When I was taking education classes, group work was all the rage, therefore I was somewhat surprised when I got into a real high school and saw that it wasn’t used all that much. I had incorporated small group interaction in college classrooms with much success, but the consensus in high school was that it was largely an excuse for gossip and flirting. I’m certain college students are no less immune to those temptations; they just aren’t as familiar with their fellow students.
Nevertheless, the value of group interaction can’t be underestimated. Students who are too embarrassed to ask me what the heck I mean, will ask their friends and get a satisfactory answer, or they will come to me as a group. Also, those brilliant but quiet students who never raise their hands will spread their wisdom in a small group. So, I stand by group interaction despite all that gossiping and flirting.

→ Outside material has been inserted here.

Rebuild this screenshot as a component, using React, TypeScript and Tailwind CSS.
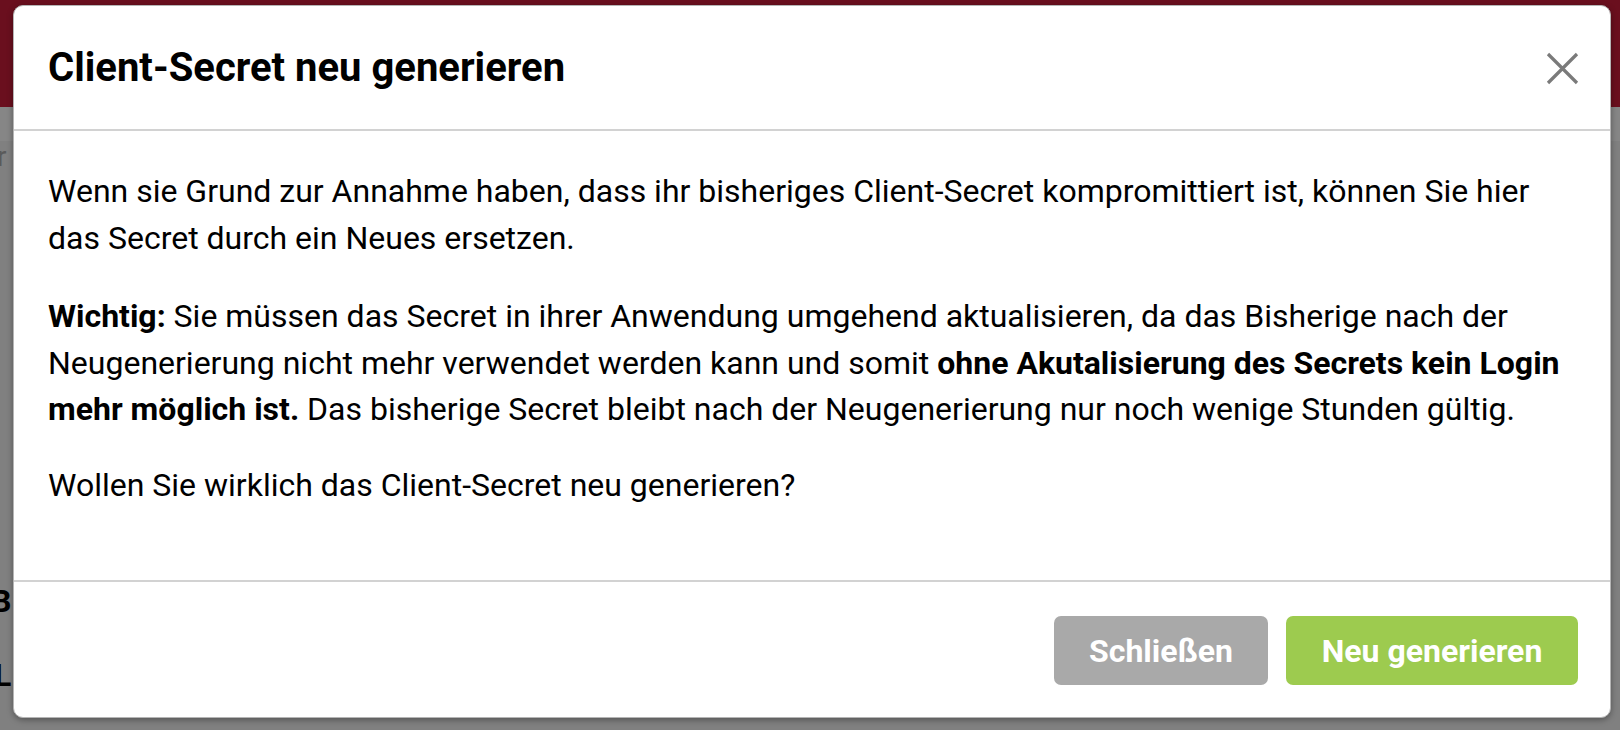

Nosy person that I am, however, I like to hear the process of those discussions, which to me is much more interesting than the outcomes. I want to hear how they got from point A to point B. And I want to be able to respond to their confusion when it comes up, which is impossible as I can’t be in attendance at every group at the same time.
The solution is to make group interaction digital. Why, you ask (reasonably), should students who are in the same room together talk through a computer rather than face-to-face? The primary reason is that verbal discussions fade into vaguely formed ideas. Yes, you can have one member of the group write them down. And then that one student keeps the ideas in his/her notebook. Or, that one student renders the discussion so concise, all the meat is left out. Or, that student’s handwriting is atrocious.
Take a look at this example, which has been accomplished easily by setting up a Google Doc to be shared between the teacher and the students in a group. In this example, students have been paired to respond to quotes from their readings of Frankenstein. The value of group interaction has just increased, with nary a gossip in sight.